*STATED GOAL*. All of the lines below are to be transcribed faithfully, with pictures excluded from the copy.

──────── RAW DATA ────────

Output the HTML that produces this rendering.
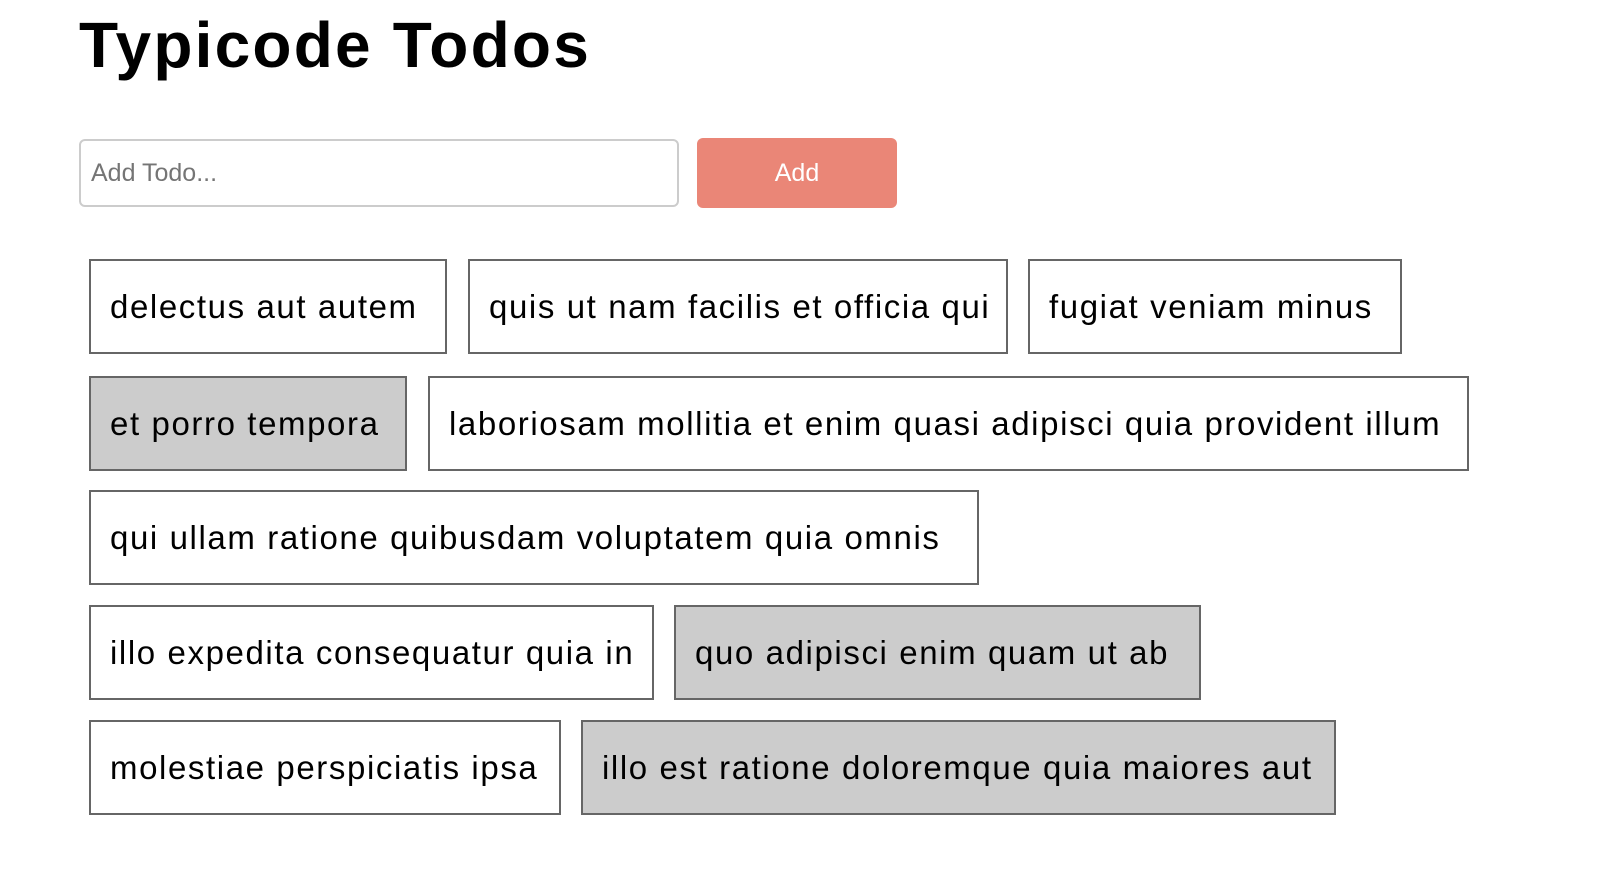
<!DOCTYPE html>
<html><head><style>
body{margin:0;background:#fff;font-family:"Liberation Sans",sans-serif;width:1606px;height:878px;overflow:hidden;position:relative}
h1{position:absolute;left:79px;top:8px;margin:0;font-size:64px;font-weight:bold;letter-spacing:2.2px}
.inp{position:absolute;left:79px;top:139px;width:600px;height:68px;border:2px solid #ccc;border-radius:6px;box-sizing:border-box;font-size:25px;color:#757575;padding-left:10px;line-height:64px}
.btn{position:absolute;left:697px;top:138px;width:200px;height:70px;background:#ea8677;border-radius:6px;color:#fff;font-size:25px;text-align:center;line-height:70px}
.b{position:absolute;height:95px;border:2px solid #666;box-sizing:border-box;font-size:33px;line-height:91px;padding-left:19px;white-space:nowrap;color:#000;letter-spacing:1.6px}
.g{background:#ccc}
</style></head><body>
<h1>Typicode Todos</h1>
<div class="inp">Add Todo...</div>
<div class="btn">Add</div>
<div class="b" style="left:89px;top:259px;width:358px">delectus aut autem</div>
<div class="b" style="left:468px;top:259px;width:540px">quis ut nam facilis et officia qui</div>
<div class="b" style="left:1028px;top:259px;width:374px">fugiat veniam minus</div>
<div class="b g" style="left:89px;top:376px;width:318px">et porro tempora</div>
<div class="b" style="left:428px;top:376px;width:1041px">laboriosam mollitia et enim quasi adipisci quia provident illum</div>
<div class="b" style="left:89px;top:490px;width:890px">qui ullam ratione quibusdam voluptatem quia omnis</div>
<div class="b" style="left:89px;top:605px;width:565px">illo expedita consequatur quia in</div>
<div class="b g" style="left:674px;top:605px;width:527px">quo adipisci enim quam ut ab</div>
<div class="b" style="left:89px;top:720px;width:472px">molestiae perspiciatis ipsa</div>
<div class="b g" style="left:581px;top:720px;width:755px">illo est ratione doloremque quia maiores aut</div>
</body></html>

────────

*COMPLETE ANSWER*.
Output the HTML that produces this rendering.
<!DOCTYPE html>
<html><head><style>
body{margin:0;background:#fff;font-family:"Liberation Sans",sans-serif;width:1606px;height:878px;overflow:hidden;position:relative}
h1{position:absolute;left:79px;top:8px;margin:0;font-size:64px;font-weight:bold;letter-spacing:2.2px}
.inp{position:absolute;left:79px;top:139px;width:600px;height:68px;border:2px solid #ccc;border-radius:6px;box-sizing:border-box;font-size:25px;color:#757575;padding-left:10px;line-height:64px}
.btn{position:absolute;left:697px;top:138px;width:200px;height:70px;background:#ea8677;border-radius:6px;color:#fff;font-size:25px;text-align:center;line-height:70px}
.b{position:absolute;height:95px;border:2px solid #666;box-sizing:border-box;font-size:33px;line-height:91px;padding-left:19px;white-space:nowrap;color:#000;letter-spacing:1.6px}
.g{background:#ccc}
</style></head><body>
<h1>Typicode Todos</h1>
<div class="inp">Add Todo...</div>
<div class="btn">Add</div>
<div class="b" style="left:89px;top:259px;width:358px">delectus aut autem</div>
<div class="b" style="left:468px;top:259px;width:540px">quis ut nam facilis et officia qui</div>
<div class="b" style="left:1028px;top:259px;width:374px">fugiat veniam minus</div>
<div class="b g" style="left:89px;top:376px;width:318px">et porro tempora</div>
<div class="b" style="left:428px;top:376px;width:1041px">laboriosam mollitia et enim quasi adipisci quia provident illum</div>
<div class="b" style="left:89px;top:490px;width:890px">qui ullam ratione quibusdam voluptatem quia omnis</div>
<div class="b" style="left:89px;top:605px;width:565px">illo expedita consequatur quia in</div>
<div class="b g" style="left:674px;top:605px;width:527px">quo adipisci enim quam ut ab</div>
<div class="b" style="left:89px;top:720px;width:472px">molestiae perspiciatis ipsa</div>
<div class="b g" style="left:581px;top:720px;width:755px">illo est ratione doloremque quia maiores aut</div>
</body></html>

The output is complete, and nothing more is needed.